Accordingly Japanese diplomacy was forced to re-state and re-group
the whole corpus of the demands. On the 26th April, acting under
direct instructions from Tokio, the Japanese Minister to Peking
presented a revised list for renewed consideration, the demands
being expanded to twenty-four articles (in place of the original
twenty-one largely because discussion had shown the necessity of
breaking up into smaller units some of the original articles).
Most significant, however, is the fact that Group V, (which in its
original form was a more vicious assault on Chinese sovereignty
than the Austrian Ultimatum to Serbia of June, 1914) was so
remodelled as to convey a very different meaning, the group
heading disappearing entirely and an innocent-looking exchange of
notes being asked for. It is necessary to recall that, when taxed
with making Demands which were entirely in conflict with the
spirit of the Anglo-Japanese Alliance, the Japanese Government
through its ambassadors abroad had categorically denied that they
had ever laid any such Demands on the Chinese Government.

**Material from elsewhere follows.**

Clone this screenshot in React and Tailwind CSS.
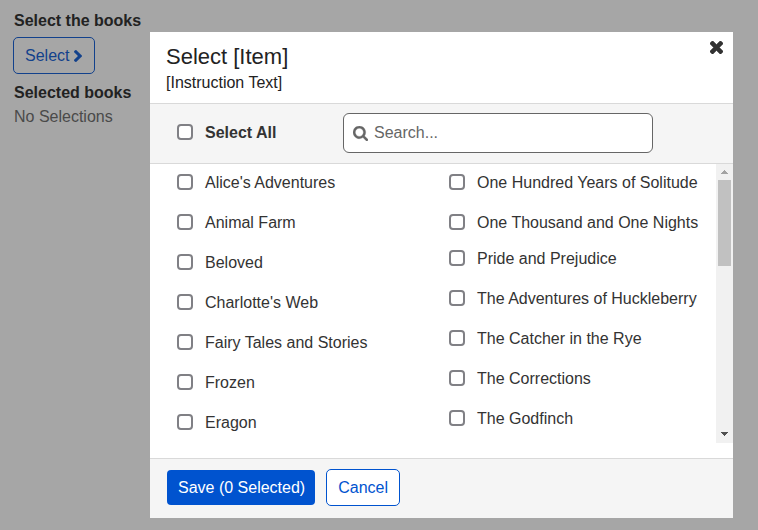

It was
claimed that there had never been twenty-one Demands, as the
Chinese alleged, but only fourteen, the seven items of Group V
being desiderata which it was in the interests of china to endorse
but which Japan had no intention of forcing upon her. The writer,
being acquainted from first to last with everything that took
place in Peking from the 18th January to the filing of the
Japanese ultimatum of the 7th May, has no hesitation in
stigmatising this statement as false.